Penting untuk diingat bahwa dalam agama Hindu, terutama di Bali, ada banyak tradisi dan aturan yang berkaitan dengan cara hidup, termasuk pola makan. Namun, dalam banyak kasus, aturan ini seringkali bersifat kultural dan bergantung pada interpretasi masing-masing individu atau kelompok. Bagi sebagian orang, mematuhi aturan-aturan ini dianggap sebagai bagian dari upaya menjaga keseimbangan antara kehidupan spiritual dan duniawi. Namun, bagi yang lain, agama lebih ditekankan pada keikhlasan dan ketulusan hati dalam persembahyangan, tanpa harus terikat dengan peraturan yang terlalu kaku.
Sementara itu, dalam kehidupan masyarakat Bali yang majemuk dan plural, banyak orang yang tidak secara ketat mengikuti aturan ini, bahkan jika mereka beragama Hindu. Tentu saja, ada banyak faktor yang mempengaruhi, seperti latar belakang keluarga, pendidikan agama, dan kebiasaan hidup. Sebagian besar masyarakat Bali, meskipun mengonsumsi daging sapi, tetap menjaga tradisi dan ritus keagamaan mereka tanpa merasa terganggu dengan aturan makan daging sapi tersebut. Mereka percaya bahwa yang lebih penting adalah menjaga kesucian hati dan niat ketika berada di tempat suci.
Namun, dalam beberapa kasus, terutama dalam upacara atau perayaan besar, ada aturan ketat yang harus diikuti untuk menjaga kesucian tempat dan orang-orang yang terlibat dalam prosesi keagamaan. Dalam konteks ini, menghindari daging sapi bisa menjadi bagian dari persiapan spiritual untuk menyucikan diri sebelum sembahyang. Hal ini lebih terkait dengan menjaga keharmonisan dan kelancaran upacara serta menghormati simbol-simbol kesucian yang ada dalam ajaran agama Hindu.

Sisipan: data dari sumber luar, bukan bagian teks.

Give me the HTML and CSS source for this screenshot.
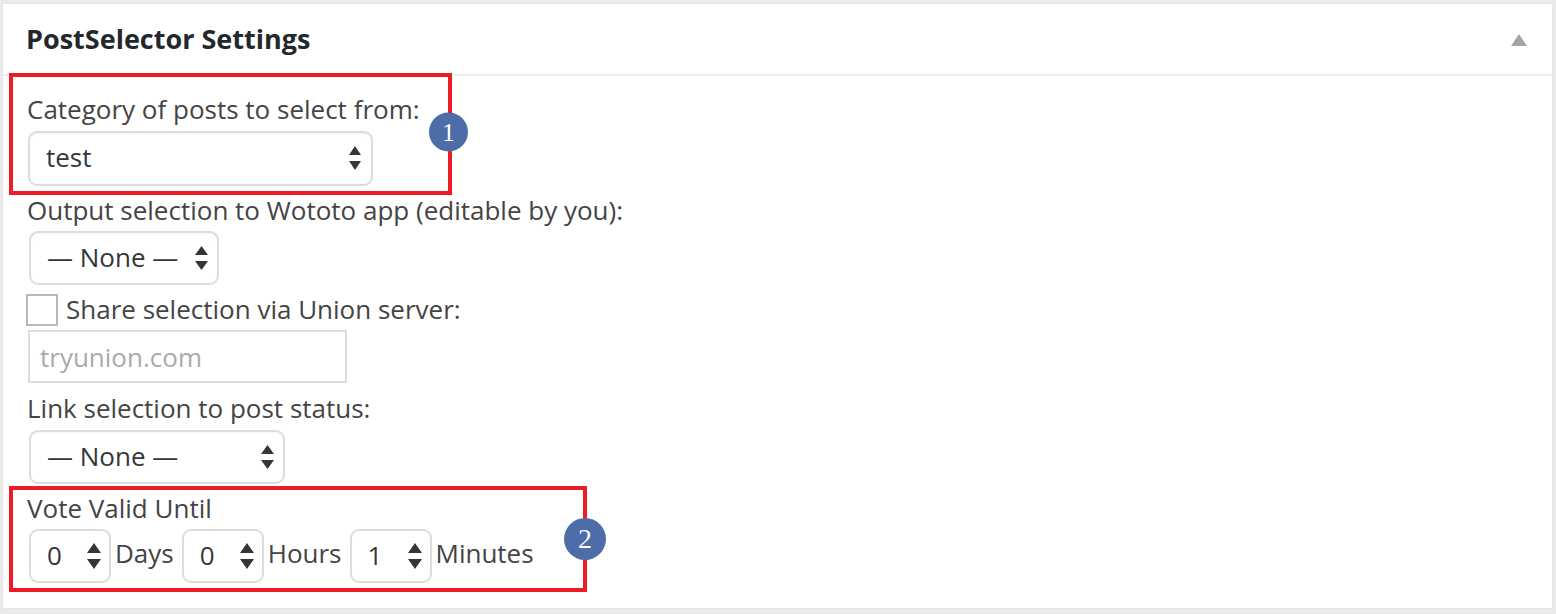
FILE: index.html
```html
<!DOCTYPE html>
<html>
<head>
<meta charset="utf-8">
<link rel="stylesheet" href="styles.css">
</head>
<body>
<div class="panel">
  <div class="panel-head">
    <h2 class="title">PostSelector Settings</h2>
    <svg class="toggle" width="16" height="12" viewBox="0 0 16 12"><polygon points="8,0 16,12 0,12" fill="#a0a5aa"/></svg>
  </div>
  <div class="panel-body">
    <div class="group group-1">
      <div class="label">Category of posts to select from:</div>
      <div class="select sel-1"><span>test</span>
        <svg class="arrows" width="12" height="25" viewBox="0 0 12 25"><polygon points="6,0 12,9 0,9" fill="#32373c"/><polygon points="0,15 12,15 6,24" fill="#32373c"/></svg>
      </div>
      <span class="badge badge-1">1</span>
    </div>
    <div class="label">Output selection to Wototo app (editable by you):</div>
    <div class="select sel-2"><span>— None —</span>
      <svg class="arrows" width="13" height="25" viewBox="0 0 13 25"><polygon points="6.5,0 13,9 0,9" fill="#32373c"/><polygon points="0,15 13,15 6.5,24" fill="#32373c"/></svg>
    </div>
    <div class="check-row">
      <span class="checkbox"></span>
      <span class="label-inline">Share selection via Union server:</span>
    </div>
    <div class="text-input">tryunion.com</div>
    <div class="label label-3">Link selection to post status:</div>
    <div class="select sel-3"><span>— None —</span>
      <svg class="arrows" width="13" height="25" viewBox="0 0 13 25"><polygon points="6.5,0 13,9 0,9" fill="#32373c"/><polygon points="0,15 13,15 6.5,24" fill="#32373c"/></svg>
    </div>
    <div class="group group-2">
      <div class="label">Vote Valid Until</div>
      <div class="time-row">
        <div class="number"><span>0</span>
          <svg class="arrows" width="14" height="27" viewBox="0 0 14 27"><polygon points="7,0 14,10 0,10" fill="#32373c"/><polygon points="0,16 14,16 7,26" fill="#32373c"/></svg>
        </div>
        <span class="unit">Days</span>
        <div class="number"><span>0</span>
          <svg class="arrows" width="14" height="27" viewBox="0 0 14 27"><polygon points="7,0 14,10 0,10" fill="#32373c"/><polygon points="0,16 14,16 7,26" fill="#32373c"/></svg>
        </div>
        <span class="unit">Hours</span>
        <div class="number"><span>1</span>
          <svg class="arrows" width="14" height="27" viewBox="0 0 14 27"><polygon points="7,0 14,10 0,10" fill="#32373c"/><polygon points="0,16 14,16 7,26" fill="#32373c"/></svg>
        </div>
        <span class="unit">Minutes</span>
      </div>
      <span class="badge badge-2">2</span>
    </div>
  </div>
</div>
</body>
</html>
```

FILE: styles.css
```css
html, body {
  margin: 0;
  padding: 0;
}
body {
  background: #ebebeb;
  font-family: "Open Sans", "Liberation Sans", sans-serif;
  color: #444;
  font-size: 26px;
  line-height: 30px;
  width: 1556px;
  height: 614px;
  overflow: hidden;
}
.panel {
  margin: 3px 3px 0 2px;
  height: 606px;
  box-sizing: border-box;
  background: #fff;
  border: 1px solid #e5e5e5;
}
.panel-head {
  height: 70px;
  border-bottom: 2px solid #eeeeee;
  display: flex;
  align-items: center;
  justify-content: space-between;
  padding: 0 25px 0 23px;
}
.title {
  margin: 0;
  font-size: 27px;
  line-height: 30px;
  font-weight: 700;
  color: #23282d;
}
.toggle {
  display: block;
  margin-top: 2px;
}
.panel-body {
  padding: 0 0 16px 24px;
}
.group {
  position: relative;
  z-index: 1;
  box-sizing: border-box;
  border: 4px solid #ed1c24;
  margin-left: -18px;
  padding: 0 0 5px 14px;
}
.group-1 {
  width: 443px;
  margin-top: -3px;
  padding-top: 17px;
}
.group-2 {
  width: 578px;
  margin-top: 2px;
  padding-top: 3px;
}
.label {
  height: 30px;
  white-space: nowrap;
}
.select {
  box-sizing: border-box;
  display: flex;
  align-items: center;
  justify-content: space-between;
  border: 2px solid #dddddd;
  border-radius: 9px;
  background: #fff;
  box-shadow: inset 0 1px 2px rgba(0, 0, 0, 0.05);
  color: #32373c;
  padding: 0 9px 0 16px;
  margin-left: 1px;
}
.select span {
  margin-top: -3px;
}
.sel-1 {
  margin-top: 7px;
  width: 345px;
  height: 55px;
  padding-right: 10px;
}
.sel-2 {
  margin-top: 6px;
  width: 190px;
  height: 54px;
  margin-left: 2px;
}
.sel-3 {
  margin-top: 7px;
  width: 256px;
  height: 54px;
  margin-left: 2px;
}
.arrows {
  display: block;
  flex: none;
}
.check-row {
  margin-top: 9px;
  display: flex;
  align-items: center;
  height: 32px;
}
.checkbox {
  box-sizing: border-box;
  width: 32px;
  height: 32px;
  border: 2px solid #b4b9be;
  background: #fff;
  margin-left: -1px;
  margin-right: 8px;
  flex: none;
}
.label-inline {
  margin-top: -2px;
}
.text-input {
  box-sizing: border-box;
  margin-top: 4px;
  margin-left: 1px;
  width: 319px;
  height: 53px;
  border: 2px solid #dddddd;
  color: #aaaaaa;
  padding: 10px 0 0 10px;
}
.label-3 {
  margin-top: 10px;
}
.time-row {
  margin-top: 6px;
  display: flex;
  align-items: center;
}
.number {
  box-sizing: border-box;
  display: flex;
  align-items: center;
  justify-content: space-between;
  width: 82px;
  height: 54px;
  border: 2px solid #dddddd;
  border-radius: 9px;
  padding: 0 8px 0 16px;
  color: #32373c;
  margin-left: 2px;
}
.number span {
  margin-top: -2px;
}
.unit {
  margin: 0 6px 6px 4px;
  color: #444;
}
.badge {
  position: absolute;
  top: 50%;
  display: flex;
  align-items: center;
  justify-content: center;
  border-radius: 50%;
  background: #4d6da8;
  color: #fff;
  font-family: "Liberation Serif", "DejaVu Serif", serif;
}
.badge-1 {
  width: 39px;
  height: 39px;
  right: -20px;
  transform: translateY(-50%);
  margin-top: -2px;
  font-size: 25px;
}
.badge-2 {
  width: 42px;
  height: 42px;
  right: -23px;
  transform: translateY(-50%);
  font-size: 28px;
}
```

Dengan demikian, apakah seseorang yang memakan daging sapi dilarang memasuki tempat suci atau tidak sangat bergantung pada interpretasi pribadi dan komunitas. Meskipun ada pandangan bahwa memakan daging sapi bisa merusak kesucian, tidak semua orang atau tempat suci di Bali memegang teguh aturan tersebut. Yang terpenting adalah niat dan kesucian batin dalam menjalankan ajaran agama.